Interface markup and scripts
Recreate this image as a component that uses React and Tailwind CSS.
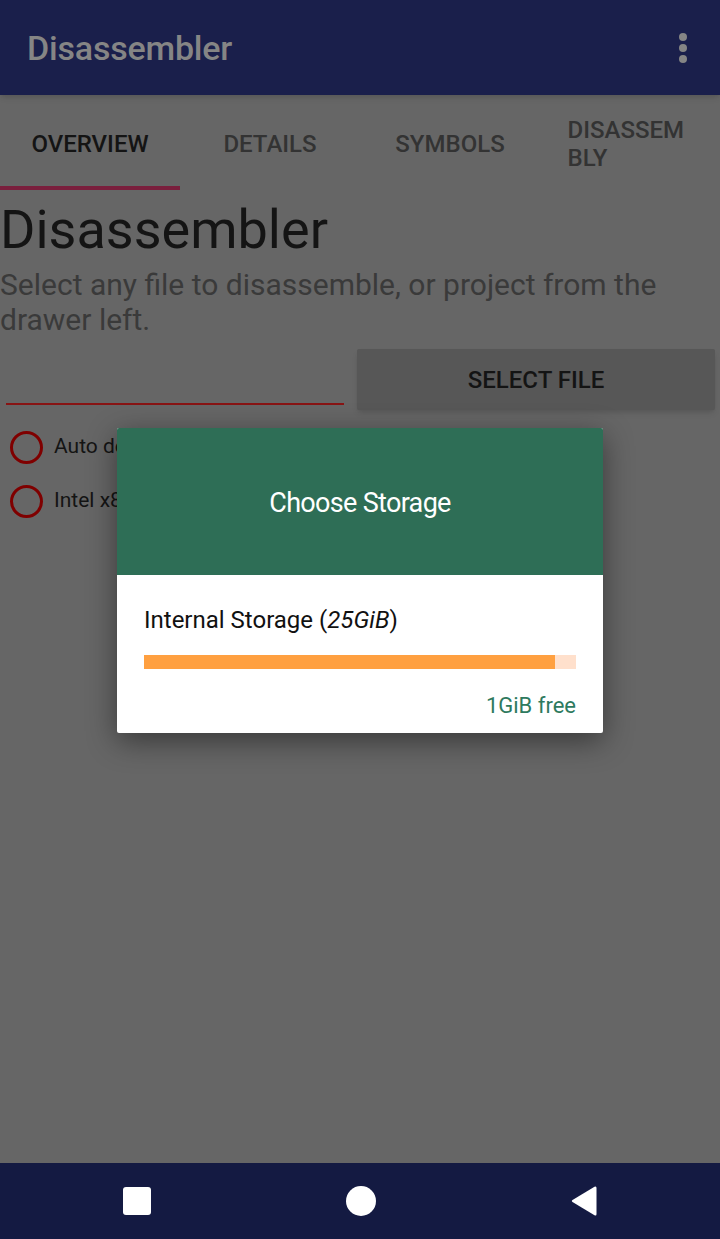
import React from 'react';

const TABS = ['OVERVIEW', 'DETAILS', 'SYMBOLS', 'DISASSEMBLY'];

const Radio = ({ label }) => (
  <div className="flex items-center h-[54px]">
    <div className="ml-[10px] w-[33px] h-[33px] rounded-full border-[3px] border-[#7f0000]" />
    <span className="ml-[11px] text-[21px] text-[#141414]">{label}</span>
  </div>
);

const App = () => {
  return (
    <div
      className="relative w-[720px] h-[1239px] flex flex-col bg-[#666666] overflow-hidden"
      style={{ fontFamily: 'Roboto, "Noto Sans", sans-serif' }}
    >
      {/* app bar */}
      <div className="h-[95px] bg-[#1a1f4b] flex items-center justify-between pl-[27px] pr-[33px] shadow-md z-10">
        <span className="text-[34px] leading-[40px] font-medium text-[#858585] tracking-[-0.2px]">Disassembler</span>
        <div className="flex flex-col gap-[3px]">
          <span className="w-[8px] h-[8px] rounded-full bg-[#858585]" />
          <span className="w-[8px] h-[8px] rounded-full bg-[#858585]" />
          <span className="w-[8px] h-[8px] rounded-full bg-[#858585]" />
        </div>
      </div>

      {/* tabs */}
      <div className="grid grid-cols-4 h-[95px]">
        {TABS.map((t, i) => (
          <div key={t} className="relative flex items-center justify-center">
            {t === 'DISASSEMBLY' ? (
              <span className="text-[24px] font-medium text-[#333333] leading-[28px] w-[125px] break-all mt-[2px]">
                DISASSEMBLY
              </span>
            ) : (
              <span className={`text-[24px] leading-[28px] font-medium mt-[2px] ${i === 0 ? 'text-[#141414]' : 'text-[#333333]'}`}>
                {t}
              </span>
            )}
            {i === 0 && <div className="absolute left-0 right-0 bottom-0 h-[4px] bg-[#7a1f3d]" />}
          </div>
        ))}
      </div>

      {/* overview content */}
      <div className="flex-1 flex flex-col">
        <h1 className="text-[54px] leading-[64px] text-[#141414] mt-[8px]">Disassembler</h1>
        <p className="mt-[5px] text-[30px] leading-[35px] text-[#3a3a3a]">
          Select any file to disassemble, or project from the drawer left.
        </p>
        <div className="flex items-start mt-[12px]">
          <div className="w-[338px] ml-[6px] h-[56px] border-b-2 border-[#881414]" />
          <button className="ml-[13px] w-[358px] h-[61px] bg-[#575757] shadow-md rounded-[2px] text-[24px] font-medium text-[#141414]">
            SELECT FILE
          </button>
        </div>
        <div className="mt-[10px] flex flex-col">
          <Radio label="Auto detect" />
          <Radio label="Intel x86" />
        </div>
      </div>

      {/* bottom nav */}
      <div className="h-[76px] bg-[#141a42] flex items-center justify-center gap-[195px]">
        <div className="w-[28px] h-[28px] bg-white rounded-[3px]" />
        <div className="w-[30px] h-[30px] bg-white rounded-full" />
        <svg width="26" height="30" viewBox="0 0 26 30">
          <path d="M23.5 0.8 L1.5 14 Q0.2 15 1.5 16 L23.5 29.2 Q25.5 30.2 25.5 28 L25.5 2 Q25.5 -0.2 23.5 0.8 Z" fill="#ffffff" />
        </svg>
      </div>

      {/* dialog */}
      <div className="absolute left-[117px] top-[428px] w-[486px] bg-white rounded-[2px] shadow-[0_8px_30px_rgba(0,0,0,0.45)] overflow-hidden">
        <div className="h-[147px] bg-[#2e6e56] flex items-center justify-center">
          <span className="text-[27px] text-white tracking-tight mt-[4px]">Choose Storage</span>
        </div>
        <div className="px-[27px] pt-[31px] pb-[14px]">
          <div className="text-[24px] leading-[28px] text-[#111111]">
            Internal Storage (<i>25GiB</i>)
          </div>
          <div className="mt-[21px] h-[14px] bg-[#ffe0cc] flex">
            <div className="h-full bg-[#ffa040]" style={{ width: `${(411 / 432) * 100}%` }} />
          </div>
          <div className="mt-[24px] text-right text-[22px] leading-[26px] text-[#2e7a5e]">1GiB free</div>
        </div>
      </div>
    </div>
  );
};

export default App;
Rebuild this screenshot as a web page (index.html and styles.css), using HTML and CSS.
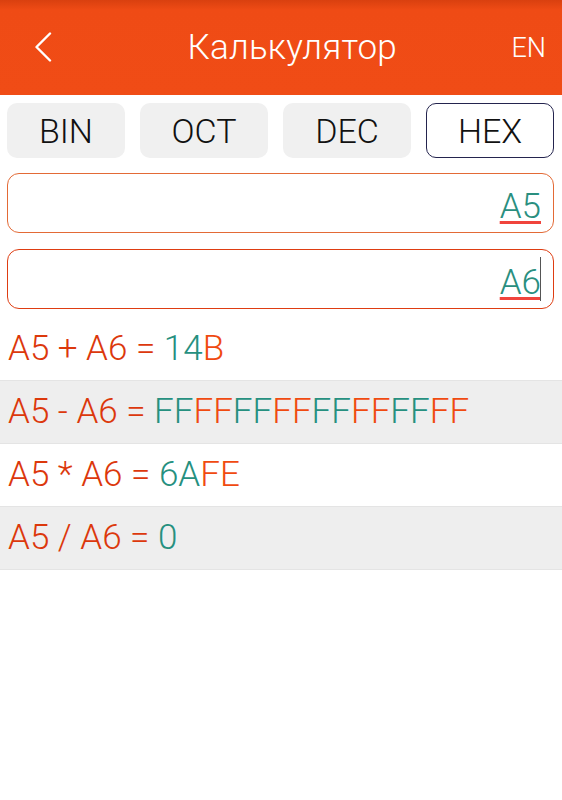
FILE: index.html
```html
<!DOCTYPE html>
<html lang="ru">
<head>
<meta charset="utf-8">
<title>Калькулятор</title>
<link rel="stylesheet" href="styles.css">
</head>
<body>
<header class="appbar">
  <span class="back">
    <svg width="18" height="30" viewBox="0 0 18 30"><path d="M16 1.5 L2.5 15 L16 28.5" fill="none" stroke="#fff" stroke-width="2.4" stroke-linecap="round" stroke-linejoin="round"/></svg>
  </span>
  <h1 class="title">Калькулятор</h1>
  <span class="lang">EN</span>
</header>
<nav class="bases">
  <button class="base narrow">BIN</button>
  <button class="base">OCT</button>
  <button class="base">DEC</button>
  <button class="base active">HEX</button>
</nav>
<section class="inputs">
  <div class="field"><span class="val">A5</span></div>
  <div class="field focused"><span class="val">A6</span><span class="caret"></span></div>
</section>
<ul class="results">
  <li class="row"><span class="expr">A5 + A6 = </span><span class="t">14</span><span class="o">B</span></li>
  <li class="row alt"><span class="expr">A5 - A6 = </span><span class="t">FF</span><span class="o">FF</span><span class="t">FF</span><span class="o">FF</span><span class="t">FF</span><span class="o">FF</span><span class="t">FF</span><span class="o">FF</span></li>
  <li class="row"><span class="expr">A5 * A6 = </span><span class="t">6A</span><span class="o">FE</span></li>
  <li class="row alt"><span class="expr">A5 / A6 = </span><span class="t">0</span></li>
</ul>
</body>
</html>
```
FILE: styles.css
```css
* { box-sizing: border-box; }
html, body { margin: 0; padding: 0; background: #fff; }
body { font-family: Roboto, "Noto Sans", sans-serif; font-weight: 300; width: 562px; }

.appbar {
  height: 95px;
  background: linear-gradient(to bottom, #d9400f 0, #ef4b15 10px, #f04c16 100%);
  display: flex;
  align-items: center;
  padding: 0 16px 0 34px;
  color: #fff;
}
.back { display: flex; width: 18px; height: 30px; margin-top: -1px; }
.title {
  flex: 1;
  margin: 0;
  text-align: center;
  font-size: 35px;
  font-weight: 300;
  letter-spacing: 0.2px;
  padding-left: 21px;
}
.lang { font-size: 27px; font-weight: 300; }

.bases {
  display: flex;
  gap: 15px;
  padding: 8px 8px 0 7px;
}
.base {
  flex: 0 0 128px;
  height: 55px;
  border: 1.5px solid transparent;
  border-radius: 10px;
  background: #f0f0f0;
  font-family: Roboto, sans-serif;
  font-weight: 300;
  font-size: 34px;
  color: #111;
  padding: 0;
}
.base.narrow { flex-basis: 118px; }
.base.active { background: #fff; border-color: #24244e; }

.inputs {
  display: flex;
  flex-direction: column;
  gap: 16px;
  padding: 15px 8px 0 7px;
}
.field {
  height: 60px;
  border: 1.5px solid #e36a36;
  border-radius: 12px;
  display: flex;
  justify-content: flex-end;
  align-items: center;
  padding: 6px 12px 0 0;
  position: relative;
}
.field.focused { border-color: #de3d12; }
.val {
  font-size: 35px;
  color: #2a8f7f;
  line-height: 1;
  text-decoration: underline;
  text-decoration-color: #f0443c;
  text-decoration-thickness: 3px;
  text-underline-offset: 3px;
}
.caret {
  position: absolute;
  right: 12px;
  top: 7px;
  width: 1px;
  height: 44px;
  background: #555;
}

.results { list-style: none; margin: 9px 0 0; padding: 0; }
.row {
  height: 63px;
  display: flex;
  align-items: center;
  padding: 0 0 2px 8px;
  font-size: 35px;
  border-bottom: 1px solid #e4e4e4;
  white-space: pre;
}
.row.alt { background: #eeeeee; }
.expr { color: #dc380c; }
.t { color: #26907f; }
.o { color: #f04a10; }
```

• **Directions**: Which lines hold the word "this"? Copy every one of them.

• **Answer to the task**:
Recreate this image as a component that uses React and Tailwind CSS.
Rebuild this screenshot as a web page (index.html and styles.css), using HTML and CSS.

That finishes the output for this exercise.